Note: The Log window refreshes every 15 seconds if the profile is currently executing.
A currently executing profile scan can also be cancelled by clicking the Cancel button.
Profiling Report - Single Data Source
Successfully completed profiles will generate a Profile Report which can be viewed by clicking the Report button.
This can also be searched on or exported out to Excel or CSV.
Profiling Report Table
Type | Description |
---|---|
Connection Name | The name of the data connection. |
Schema | The schema under which the table resides. |
Table Name | The name of the table containing the data. |
Column | The specific column within the table. |
Data Type | The type of data stored in the column (e.g., string, integer, date). |
Data Length | The maximum length of the data in the column. |
Suggested Content Type | Recommended type of content for the column (e.g., email, address). |
Row Count | The number of rows present in the table. |
Meta | Metadata information related to the column name. |
Content | Actual content stored in the column. |
Matching Data | Data that matches the pattern |
Random Data | Sample random data generated for testing purposes. |
Error Details | Details of any errors encountered on this column |
Profiling Report - Connection Groups
For grouped connections, each data source in the group will generate a Profile Report if successful, which can be viewed by clicking the Report button.

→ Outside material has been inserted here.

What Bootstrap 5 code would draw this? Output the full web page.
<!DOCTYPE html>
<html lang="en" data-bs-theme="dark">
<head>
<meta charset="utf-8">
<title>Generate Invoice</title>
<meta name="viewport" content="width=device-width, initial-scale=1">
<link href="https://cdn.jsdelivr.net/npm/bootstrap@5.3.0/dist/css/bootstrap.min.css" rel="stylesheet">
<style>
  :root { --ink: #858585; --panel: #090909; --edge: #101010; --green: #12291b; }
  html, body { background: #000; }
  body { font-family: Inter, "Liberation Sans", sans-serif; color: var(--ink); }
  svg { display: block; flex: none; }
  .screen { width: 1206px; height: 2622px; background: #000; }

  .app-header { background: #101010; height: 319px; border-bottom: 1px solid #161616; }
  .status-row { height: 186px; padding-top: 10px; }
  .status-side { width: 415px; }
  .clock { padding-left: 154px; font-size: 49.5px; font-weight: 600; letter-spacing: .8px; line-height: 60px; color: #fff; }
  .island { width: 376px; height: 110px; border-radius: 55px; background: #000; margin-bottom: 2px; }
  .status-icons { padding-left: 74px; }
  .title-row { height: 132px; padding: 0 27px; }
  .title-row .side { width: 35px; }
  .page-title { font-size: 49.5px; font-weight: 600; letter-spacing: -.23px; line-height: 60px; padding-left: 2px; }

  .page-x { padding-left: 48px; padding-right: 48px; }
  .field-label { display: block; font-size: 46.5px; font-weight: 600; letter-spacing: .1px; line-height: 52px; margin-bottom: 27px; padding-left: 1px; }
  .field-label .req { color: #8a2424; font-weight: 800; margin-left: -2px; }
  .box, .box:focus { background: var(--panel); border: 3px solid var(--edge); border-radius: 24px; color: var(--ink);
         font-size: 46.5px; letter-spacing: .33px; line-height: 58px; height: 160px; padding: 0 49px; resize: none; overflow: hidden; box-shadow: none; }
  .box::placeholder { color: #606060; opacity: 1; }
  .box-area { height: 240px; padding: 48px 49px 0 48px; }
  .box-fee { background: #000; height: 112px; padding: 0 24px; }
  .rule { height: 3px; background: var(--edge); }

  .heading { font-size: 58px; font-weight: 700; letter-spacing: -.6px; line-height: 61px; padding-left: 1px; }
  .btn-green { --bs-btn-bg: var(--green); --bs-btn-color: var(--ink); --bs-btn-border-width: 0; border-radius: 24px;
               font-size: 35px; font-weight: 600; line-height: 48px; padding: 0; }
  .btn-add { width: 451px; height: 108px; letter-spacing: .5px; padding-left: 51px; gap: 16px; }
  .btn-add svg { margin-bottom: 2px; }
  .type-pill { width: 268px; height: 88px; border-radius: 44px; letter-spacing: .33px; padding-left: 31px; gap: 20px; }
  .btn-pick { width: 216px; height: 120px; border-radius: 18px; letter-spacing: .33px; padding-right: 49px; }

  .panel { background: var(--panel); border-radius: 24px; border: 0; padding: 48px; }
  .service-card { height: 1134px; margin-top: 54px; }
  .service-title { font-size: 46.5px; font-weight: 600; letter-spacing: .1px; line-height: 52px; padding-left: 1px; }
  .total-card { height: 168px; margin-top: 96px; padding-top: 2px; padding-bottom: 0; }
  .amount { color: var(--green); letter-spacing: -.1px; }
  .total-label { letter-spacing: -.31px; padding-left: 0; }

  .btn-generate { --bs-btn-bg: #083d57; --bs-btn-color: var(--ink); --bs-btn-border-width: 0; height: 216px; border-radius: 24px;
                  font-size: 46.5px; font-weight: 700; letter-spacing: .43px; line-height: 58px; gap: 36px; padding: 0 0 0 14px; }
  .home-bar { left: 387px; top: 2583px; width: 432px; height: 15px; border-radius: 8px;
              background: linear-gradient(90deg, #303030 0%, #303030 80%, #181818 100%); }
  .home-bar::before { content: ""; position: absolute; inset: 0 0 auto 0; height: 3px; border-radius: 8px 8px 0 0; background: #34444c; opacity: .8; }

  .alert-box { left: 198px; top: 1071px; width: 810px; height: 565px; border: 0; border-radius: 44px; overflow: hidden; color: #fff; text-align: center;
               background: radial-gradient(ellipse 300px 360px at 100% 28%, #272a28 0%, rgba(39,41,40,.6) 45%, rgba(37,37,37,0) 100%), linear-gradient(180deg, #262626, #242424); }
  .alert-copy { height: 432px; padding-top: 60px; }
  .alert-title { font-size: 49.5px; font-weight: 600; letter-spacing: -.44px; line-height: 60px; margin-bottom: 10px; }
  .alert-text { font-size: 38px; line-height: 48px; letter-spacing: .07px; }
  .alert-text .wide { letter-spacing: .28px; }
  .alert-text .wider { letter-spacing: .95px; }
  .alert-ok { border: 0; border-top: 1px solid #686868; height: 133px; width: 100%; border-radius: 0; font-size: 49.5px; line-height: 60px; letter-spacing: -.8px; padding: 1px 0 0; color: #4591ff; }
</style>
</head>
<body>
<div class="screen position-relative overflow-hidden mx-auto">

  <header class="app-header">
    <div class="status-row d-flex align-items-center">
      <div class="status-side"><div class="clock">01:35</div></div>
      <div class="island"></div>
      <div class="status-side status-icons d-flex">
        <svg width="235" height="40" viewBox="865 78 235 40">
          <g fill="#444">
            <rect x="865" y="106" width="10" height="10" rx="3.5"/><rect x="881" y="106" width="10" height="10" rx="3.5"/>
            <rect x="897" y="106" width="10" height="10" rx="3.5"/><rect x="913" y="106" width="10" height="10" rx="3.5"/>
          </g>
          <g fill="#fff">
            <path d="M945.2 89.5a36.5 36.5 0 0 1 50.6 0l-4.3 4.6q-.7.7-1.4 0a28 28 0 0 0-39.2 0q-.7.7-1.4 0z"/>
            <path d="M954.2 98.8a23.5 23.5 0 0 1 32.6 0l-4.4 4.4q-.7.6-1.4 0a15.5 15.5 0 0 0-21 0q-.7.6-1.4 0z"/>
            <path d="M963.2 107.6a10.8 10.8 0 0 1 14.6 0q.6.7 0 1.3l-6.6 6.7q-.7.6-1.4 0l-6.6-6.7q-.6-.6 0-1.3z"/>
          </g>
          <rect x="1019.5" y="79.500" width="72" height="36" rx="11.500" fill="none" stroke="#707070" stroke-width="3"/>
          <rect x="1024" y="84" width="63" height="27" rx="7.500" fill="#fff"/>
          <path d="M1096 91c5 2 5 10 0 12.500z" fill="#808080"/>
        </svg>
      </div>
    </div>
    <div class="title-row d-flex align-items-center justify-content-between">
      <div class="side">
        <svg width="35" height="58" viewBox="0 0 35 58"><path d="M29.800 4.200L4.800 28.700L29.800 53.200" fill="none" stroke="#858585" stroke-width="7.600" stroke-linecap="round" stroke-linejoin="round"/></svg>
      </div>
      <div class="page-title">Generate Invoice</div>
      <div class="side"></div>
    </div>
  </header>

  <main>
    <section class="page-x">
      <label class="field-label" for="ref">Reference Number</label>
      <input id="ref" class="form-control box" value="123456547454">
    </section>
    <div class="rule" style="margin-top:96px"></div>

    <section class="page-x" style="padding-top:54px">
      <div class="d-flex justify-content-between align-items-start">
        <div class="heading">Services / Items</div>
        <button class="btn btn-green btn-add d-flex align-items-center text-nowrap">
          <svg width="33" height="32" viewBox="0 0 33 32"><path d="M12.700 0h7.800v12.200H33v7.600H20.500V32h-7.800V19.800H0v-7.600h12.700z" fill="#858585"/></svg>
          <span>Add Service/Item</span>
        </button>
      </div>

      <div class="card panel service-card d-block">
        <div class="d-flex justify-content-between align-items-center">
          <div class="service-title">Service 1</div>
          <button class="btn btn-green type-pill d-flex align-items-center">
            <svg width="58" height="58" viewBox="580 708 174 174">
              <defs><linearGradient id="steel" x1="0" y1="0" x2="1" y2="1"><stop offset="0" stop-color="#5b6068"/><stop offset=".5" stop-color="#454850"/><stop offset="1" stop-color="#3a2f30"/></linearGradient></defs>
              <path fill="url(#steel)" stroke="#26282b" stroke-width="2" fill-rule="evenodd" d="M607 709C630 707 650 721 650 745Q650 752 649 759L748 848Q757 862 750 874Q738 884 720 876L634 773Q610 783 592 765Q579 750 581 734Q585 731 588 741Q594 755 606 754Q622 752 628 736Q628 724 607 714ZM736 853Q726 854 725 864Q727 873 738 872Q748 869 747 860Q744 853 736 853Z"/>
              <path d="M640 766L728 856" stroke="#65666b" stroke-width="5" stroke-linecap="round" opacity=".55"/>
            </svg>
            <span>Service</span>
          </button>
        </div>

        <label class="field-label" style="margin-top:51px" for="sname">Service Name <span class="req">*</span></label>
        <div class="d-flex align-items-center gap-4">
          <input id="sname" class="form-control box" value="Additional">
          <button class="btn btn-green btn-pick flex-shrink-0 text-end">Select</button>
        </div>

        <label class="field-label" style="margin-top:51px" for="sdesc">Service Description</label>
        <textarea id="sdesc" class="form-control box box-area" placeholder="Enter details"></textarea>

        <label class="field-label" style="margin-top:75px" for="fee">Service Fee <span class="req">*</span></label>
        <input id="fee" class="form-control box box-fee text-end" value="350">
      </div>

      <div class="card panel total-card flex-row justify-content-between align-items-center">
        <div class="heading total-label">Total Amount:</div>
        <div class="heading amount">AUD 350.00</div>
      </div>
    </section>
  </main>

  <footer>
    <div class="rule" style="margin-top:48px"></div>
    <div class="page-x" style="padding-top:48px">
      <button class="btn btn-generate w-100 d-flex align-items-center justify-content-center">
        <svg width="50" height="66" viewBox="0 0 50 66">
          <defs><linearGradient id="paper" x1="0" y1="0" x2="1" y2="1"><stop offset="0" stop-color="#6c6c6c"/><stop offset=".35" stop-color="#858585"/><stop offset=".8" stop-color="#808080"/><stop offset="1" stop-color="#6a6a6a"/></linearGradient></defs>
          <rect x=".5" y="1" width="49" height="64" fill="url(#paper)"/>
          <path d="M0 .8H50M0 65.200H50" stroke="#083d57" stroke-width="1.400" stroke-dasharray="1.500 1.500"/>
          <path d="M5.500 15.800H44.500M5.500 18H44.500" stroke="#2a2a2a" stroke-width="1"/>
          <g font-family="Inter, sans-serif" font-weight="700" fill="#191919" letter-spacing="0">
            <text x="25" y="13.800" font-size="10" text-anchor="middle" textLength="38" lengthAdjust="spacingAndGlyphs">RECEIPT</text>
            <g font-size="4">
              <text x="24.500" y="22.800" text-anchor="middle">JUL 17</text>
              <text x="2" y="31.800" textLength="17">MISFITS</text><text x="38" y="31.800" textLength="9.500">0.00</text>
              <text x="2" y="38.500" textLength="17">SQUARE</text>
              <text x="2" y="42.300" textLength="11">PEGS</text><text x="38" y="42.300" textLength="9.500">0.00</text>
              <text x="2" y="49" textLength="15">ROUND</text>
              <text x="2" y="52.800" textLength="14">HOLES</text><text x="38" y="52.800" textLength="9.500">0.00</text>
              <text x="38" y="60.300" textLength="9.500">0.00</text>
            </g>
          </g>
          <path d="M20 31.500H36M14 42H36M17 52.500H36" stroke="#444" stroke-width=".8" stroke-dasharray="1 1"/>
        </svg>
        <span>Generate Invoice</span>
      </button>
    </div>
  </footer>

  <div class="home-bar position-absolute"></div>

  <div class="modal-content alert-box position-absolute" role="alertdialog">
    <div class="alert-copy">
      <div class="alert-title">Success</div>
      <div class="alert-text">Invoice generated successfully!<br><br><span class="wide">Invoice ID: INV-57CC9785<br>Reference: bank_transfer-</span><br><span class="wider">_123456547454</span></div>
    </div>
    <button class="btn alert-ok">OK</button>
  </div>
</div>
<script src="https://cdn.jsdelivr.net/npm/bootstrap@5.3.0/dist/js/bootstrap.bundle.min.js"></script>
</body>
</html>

In order export the reports in bulk, navigate to the Execution Console section in the Connection Group tab, and select the data sources to include in the bulk report.
Click on the Generate Report button, then download the report by clicking on the popup window.
Important: Databases and files have different report structures, therefore their reports cannot be generated together in bulk. When selecting the data sources to include in the bulk report, make sure that files and database connections are not selected together.